The Patrilineal Descent of General Louis-Auguste Juvénal des Ursins d'Harville
1. Simon I de Harville (Participated in the Third Crusade)
2. Simon II de Harville fl. 1223
3. Guillaume I Pierre-Philippe de Harville fl. 1325–1360
4. Guillaume II de Harville d. 1415
5. Guillaume III de Harville c. 1399 – 1498
6. Fiacre de Harville c. 1470 – 1530
7. Anne-Esprit de Harville c. 1530 – 1569
8. Claude de Harville 1555–1636
9. Antoine de Harville 1585-??
10. François de Harville 1630–1701
11. Esprit Juvénal des Ursins d'Harville d.9/9/1720
12. Claude I Constant-Espirt Juvénal des Ursins d'Harville d. 7/11/1726
13. Claude II Constant-Esprit Juvénal des Ursins d'Harville 1722–1794
14. Louis-Auguste Juvénal des Ursins d'Harville 1749–1815

== Notable ancestors ==
- Guillaume II de Harville, Seigneur de Palaiseau, died at the Battle of Agincourt on 25 October 1415.

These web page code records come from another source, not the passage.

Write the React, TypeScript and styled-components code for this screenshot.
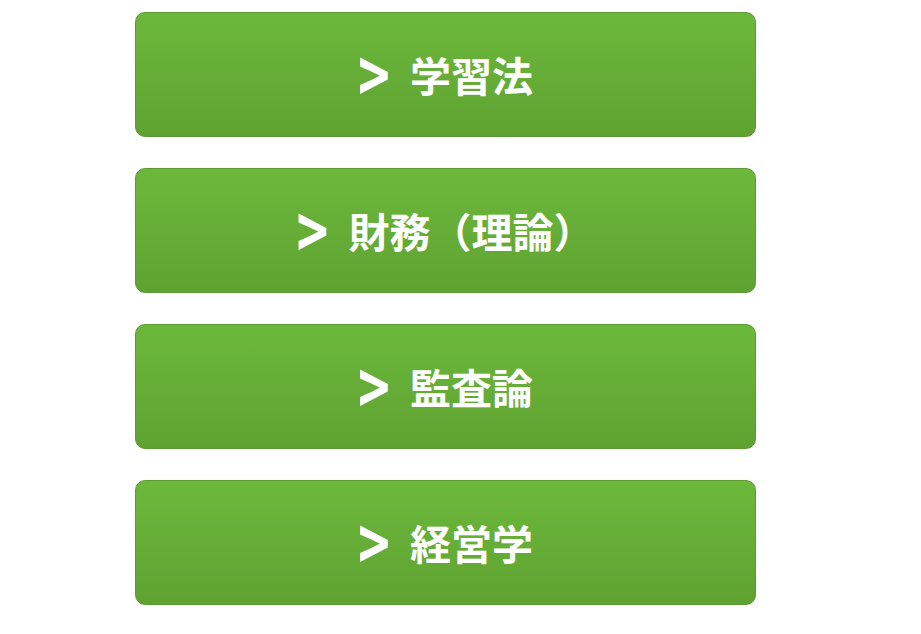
import React from 'react';
import styled, {createGlobalStyle} from 'styled-components';

const GlobalStyle = createGlobalStyle`
  html, body {
    margin: 0;
    padding: 0;
    background: #ffffff;
  }
  body {
    font-family: "Noto Sans CJK JP", "Noto Sans", sans-serif;
  }
`;

const Menu = styled.nav`
  display: flex;
  flex-direction: column;
  gap: 31px;
  padding: 12px 0 0 135px;
`;

const MenuButton = styled.a`
  display: flex;
  align-items: center;
  justify-content: center;
  box-sizing: border-box;
  width: 621px;
  height: 125px;
  border: 1px solid #5c9a34;
  border-radius: 10px;
  background: linear-gradient(to bottom, #6bb83b 0%, #66ae37 50%, #5fa231 100%);
  color: #ffffff;
  font-size: 41px;
  font-weight: 700;
  line-height: 1;
  text-decoration: none;
  cursor: pointer;
`;

// the chevron is drawn a bit taller than the font's own '>'
const Arrow = styled.span`
  font-size: 54px;
  line-height: 1;
  margin: 0 20px 0 0;
  transform-origin: 50% 64%;
  transform: scaleY(1.35);
`;

const links = ['学習法', '財務（理論）', '監査論', '経営学'];

function App() {
  return (
    <>
      <GlobalStyle/>
      <Menu>
        {links.map(label => <MenuButton key={label}><Arrow>&gt;</Arrow>{label}</MenuButton>)}
      </Menu>
    </>
  );
}

export default App;
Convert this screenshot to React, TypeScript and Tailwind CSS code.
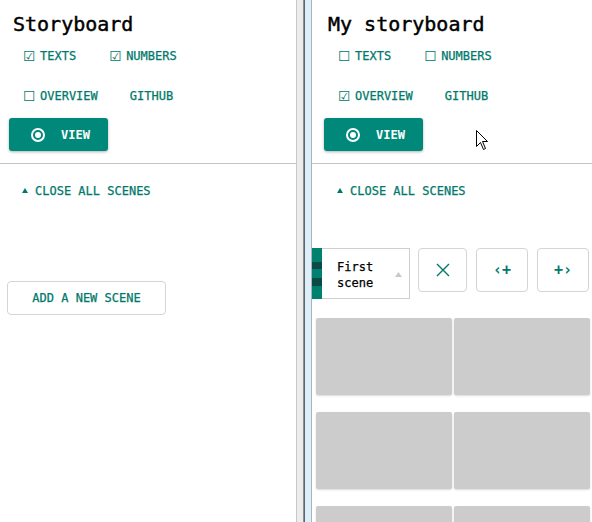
import React from "react";

function Box({ checked }: { checked: boolean }) {
  return (
    <span className="inline-block w-[17px] font-['DejaVu_Sans',sans-serif] text-[14px] leading-none [-webkit-text-stroke:0px]">
      {checked ? "☑" : "☐"}
    </span>
  );
}

function Radio() {
  return (
    <svg width="14" height="14" viewBox="0 0 14 14">
      <circle cx="7" cy="7" r="6" fill="none" stroke="white" strokeWidth="2" />
      <circle cx="7" cy="7" r="3" fill="white" />
    </svg>
  );
}

function Header({
  title,
  texts,
  numbers,
  overview,
  shift,
}: {
  title: string;
  texts: boolean;
  numbers: boolean;
  overview: boolean;
  shift: boolean;
}) {
  return (
    <div>
      <div className={shift ? "pl-[3px]" : ""}>
        <h1 className="mt-[10px] pl-[13px] text-[20px] leading-[28px] text-black [-webkit-text-stroke:0.45px_black]">
          {title}
        </h1>
        <div className="flex h-[36px] items-center gap-[33px] pl-[23px] text-[12px] text-[#00796b]">
          <span className="flex items-center">
            <Box checked={texts} />
            TEXTS
          </span>
          <span className="flex items-center">
            <Box checked={numbers} />
            NUMBERS
          </span>
        </div>
        <div className="mt-[4px] flex h-[36px] items-center gap-[32px] pl-[23px] text-[12px] text-[#00796b]">
          <span className="flex items-center">
            <Box checked={overview} />
            OVERVIEW
          </span>
          <span>GITHUB</span>
        </div>
        <div className="ml-[9px] mt-[4px] flex h-[33px] w-[99px] items-center rounded-[3px] bg-[#00897b] pl-[22px] shadow-[0_1px_3px_rgba(0,0,0,0.3)]">
          <Radio />
          <span className="ml-[16px] text-[12px] font-bold text-white [-webkit-text-stroke:0px]">VIEW</span>
        </div>
      </div>
      <div className="mt-[12px] h-px bg-[#c4c4c4]" />
      <div className={shift ? "pl-[3px]" : ""}>
        <div className="flex h-[52px] items-center pl-[22px] pt-[1px] text-[12px] text-[#00796b]">
          <svg width="6" height="5" viewBox="0 0 6 5" className="mr-[7px]">
            <polygon points="3,0 6,5 0,5" fill="#00796b" />
          </svg>
          CLOSE ALL SCENES
        </div>
      </div>
    </div>
  );
}

function Card() {
  return <div className="h-[77px] rounded-[2px] bg-[#cccccc] shadow-[0_1px_2px_rgba(0,0,0,0.15)]" />;
}

export default function App() {
  return (
    <div className="relative flex h-[522px] w-[592px] overflow-hidden bg-white font-['DejaVu_Sans_Mono',monospace] [-webkit-text-stroke:0.25px]">
      {/* left panel */}
      <div className="w-[296px] shrink-0">
        <Header title="Storyboard" texts numbers overview={false} shift={false} />
        <div className="ml-[7px] mt-[65px] flex h-[34px] w-[159px] items-center justify-center rounded-[4px] border border-[#d4d4d4] text-[12px] text-[#00796b]">
          ADD A NEW SCENE
        </div>
      </div>

      {/* divider */}
      <div className="flex h-full shrink-0">
        <div className="w-px bg-[#c8c8c8]" />
        <div className="w-[6px] bg-[#ececec]" />
        <div className="w-px bg-[#8a9096]" />
        <div className="w-px bg-[#5c6670]" />
        <div className="w-[6px] bg-[#dceff9]" />
        <div className="w-px bg-[#a9b4bb]" />
      </div>

      {/* right panel */}
      <div className="w-[280px] shrink-0">
        <Header title="My storyboard" texts={false} numbers={false} overview shift />
        <div className="mt-[32px] flex items-start">
          <div className="flex h-[51px] w-[98px] shrink-0">
            <div className="flex w-[10px] flex-col bg-[#00806f]">
              <div className="h-[14px]" />
              <div className="h-[7px] bg-[#0b4a47]" />
              <div className="h-[9px]" />
              <div className="h-[8px] bg-[#0b4a47]" />
            </div>
            <div className="flex flex-1 items-center border border-l-0 border-[#cfcfcf] pl-[15px] pr-[7px] pt-[2px]">
              <div className="flex-1 text-[12px] leading-[16px] text-black">
                First
                <br />
                scene
              </div>
              <svg width="7" height="5" viewBox="0 0 7 5">
                <polygon points="3.5,0 7,5 0,5" fill="#c8c8c8" />
              </svg>
            </div>
          </div>
          <div className="ml-[8px] flex h-[44px] w-[49px] items-center justify-center rounded-[4px] border border-[#d4d4d4]">
            <svg width="14" height="14" viewBox="0 0 14 14">
              <path d="M1 1 L13 13 M13 1 L1 13" stroke="#00796b" strokeWidth="1.4" />
            </svg>
          </div>
          <div className="ml-[9px] flex h-[44px] w-[52px] items-center justify-center rounded-[4px] border border-[#d4d4d4] text-[15px] font-bold text-[#00796b] [-webkit-text-stroke:0px]">
            ‹+
          </div>
          <div className="ml-[9px] flex h-[44px] w-[52px] items-center justify-center rounded-[4px] border border-[#d4d4d4] text-[15px] font-bold text-[#00796b] [-webkit-text-stroke:0px]">
            +›
          </div>
        </div>
        <div className="ml-[4px] mt-[19px] grid w-[274px] grid-cols-2 gap-x-[2px] gap-y-[17px]">
          <Card />
          <Card />
          <Card />
          <Card />
          <Card />
          <Card />
        </div>
      </div>

      {/* mouse cursor */}
      <svg
        className="absolute left-[476px] top-[130px]"
        width="13"
        height="21"
        viewBox="0 0 13 21"
      >
        <path
          d="M0.5 0.5 L0.5 16.5 L4.5 12.5 L7.5 19.5 L9.5 18.5 L6.5 11.5 L11.5 11.5 Z"
          fill="white"
          stroke="black"
          strokeWidth="1"
        />
      </svg>
    </div>
  );
}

- Claude de Harville (1555–1636) built the Château de La Celle (La Celle-les-Bordes) in 1610.
- Louis de Luxembourg, Count of Saint-Pol (cognatically, the 8th great-grandfather of Louis-Auguste)
- Guillaume Jouvenel des Ursins, Justice Minister of France.

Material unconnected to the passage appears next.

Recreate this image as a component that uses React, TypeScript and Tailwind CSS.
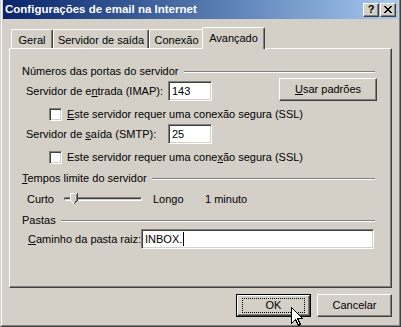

== Luxembourg connection ==
As stated above, the General descended from a cadet line of the House of Luxembourg, through Madeleine, daughter of Anthony II, and her daughter, Catherine, who married Claude de Harville (1555–1636). The agnatic line of the cadet branch of Brienne became extinct in 1616 and the rights of the House of Luxembourg would have passed cognatically through Madeleine to her son, François II Jouvenel des Ursins (died 1650), thus forming another cadet branch. He left no issue though, and the rights then passed once more collaterally through his sister, then to either Antoine (who may have been named after Anthony II) or to Francis, who adopted the arms and received the titles of his grand-uncle.